Let’s return to that sentiment expressed in the opening of the “128 Modifiers” article: “the modifier very is lazy and imprecise.” Is the word very indeed lazy and imprecise? We can safely limit the discussion to “imprecise,” since “lazy” in this context can only really mean “too lazy to be precise.” (And besides, I don’t see how providing a writer with a list of modifiers to plug into his prose is going to make him any less lazy.)

It is true that the word verycan lead to imprecision. It sometimes weakens prose by insulating the writer from the hard work of searching out the most precise words. My advice is to think of every very as a reminder to be more precise. Consider the possibility that you are using the intensifier to ratchet up your adjectives rather than doing the harder work of ratcheting up meaning by finding the more precise adjective–or, even better, more precise nouns and verbs.
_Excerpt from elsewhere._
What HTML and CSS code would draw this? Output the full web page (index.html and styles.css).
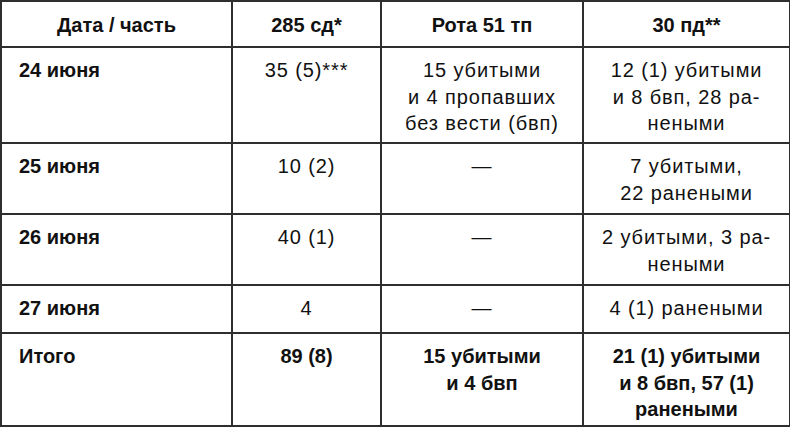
FILE: index.html
```html
<!DOCTYPE html>
<html lang="ru">
<head>
<meta charset="utf-8">
<title>Потери</title>
<link rel="stylesheet" href="styles.css">
</head>
<body>
<table class="losses">
  <colgroup>
    <col class="c-date">
    <col class="c-sd">
    <col class="c-tp">
    <col class="c-pd">
  </colgroup>
  <thead>
    <tr class="row-head">
      <th>Дата / часть</th>
      <th>285 сд*</th>
      <th>Рота 51 тп</th>
      <th>30 пд**</th>
    </tr>
  </thead>
  <tbody>
    <tr class="row-3">
      <td class="date">24 июня</td>
      <td>35 (5)***</td>
      <td>15 убитыми<br>и 4 пропавших<br>без вести (бвп)</td>
      <td>12 (1) убитыми<br>и 8 бвп, 28 ра-<br>неными</td>
    </tr>
    <tr class="row-2">
      <td class="date">25 июня</td>
      <td>10 (2)</td>
      <td>—</td>
      <td>7 убитыми,<br>22 ранеными</td>
    </tr>
    <tr class="row-2">
      <td class="date">26 июня</td>
      <td>40 (1)</td>
      <td>—</td>
      <td>2 убитыми, 3 ра-<br>неными</td>
    </tr>
    <tr class="row-1">
      <td class="date">27 июня</td>
      <td>4</td>
      <td>—</td>
      <td>4 (1) ранеными</td>
    </tr>
    <tr class="row-total">
      <td class="date">Итого</td>
      <td>89 (8)</td>
      <td>15 убитыми<br>и 4 бвп</td>
      <td>21 (1) убитыми<br>и 8 бвп, 57 (1)<br>ранеными</td>
    </tr>
  </tbody>
</table>
</body>
</html>
```
FILE: styles.css
```css
html, body {
  margin: 0;
  padding: 0;
  background: #ffffff;
}

body {
  font-family: "Liberation Sans", Arial, sans-serif;
  color: #111111;
}

.losses {
  border-collapse: collapse;
  table-layout: fixed;
  width: 789px;
  font-size: 20px;
  line-height: 26.6px;
  letter-spacing: 0.9px;
}

.c-date { width: 231px; }
.c-sd { width: 149px; }
.c-tp { width: 202px; }
.c-pd { width: 207px; }

.losses th,
.losses td {
  border: 2px solid #2e2e2e;
  padding: 9px 4px 0;
  text-align: center;
  vertical-align: top;
}

.losses th {
  font-weight: bold;
  letter-spacing: 0;
  padding-top: 10px;
}

.losses td.date {
  text-align: left;
  font-weight: bold;
  letter-spacing: 0;
  padding-left: 17px;
}

.row-head { height: 46px; }
.row-3 { height: 96px; }
.row-2 { height: 71px; }
.row-1 { height: 48px; }
.row-total { height: 93px; }

.row-total td {
  font-weight: bold;
  letter-spacing: 0;
}
```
No list is going to help you find the more precise words you’re looking for. “Thunderous” is more precise than “very loud” only if the loud thing is loud like thunder. If I change “My alarm clock is very loud” to “My alarm clock is thunderous” (as the “128 Modifiers” chart suggests), I haven’t gotten more precise. If however, I look at the word very and recognize an opportunity to find a more precise descriptor, then I’m getting somewhere.

My alarm clock is very loud

might become

My alarm clock is shrill.

And then hopefully I’ll take the next step and look for a way to make nouns and verbs carry the freight:

The alarm clock shrilled me from sleep this morning and flung me, unready, into another day.

That’s how revision works, by the way. It’s not about replacing words; it’s about taking opportunities to be more vivid and precise.

Eradicating the word “very” from your prose isn’t going to produce miraculous changes in your writing. The issue is precision. Where the word “very” results in imprecision, it has to go. Where it doesn’t, don’t get yourself too wound up about it.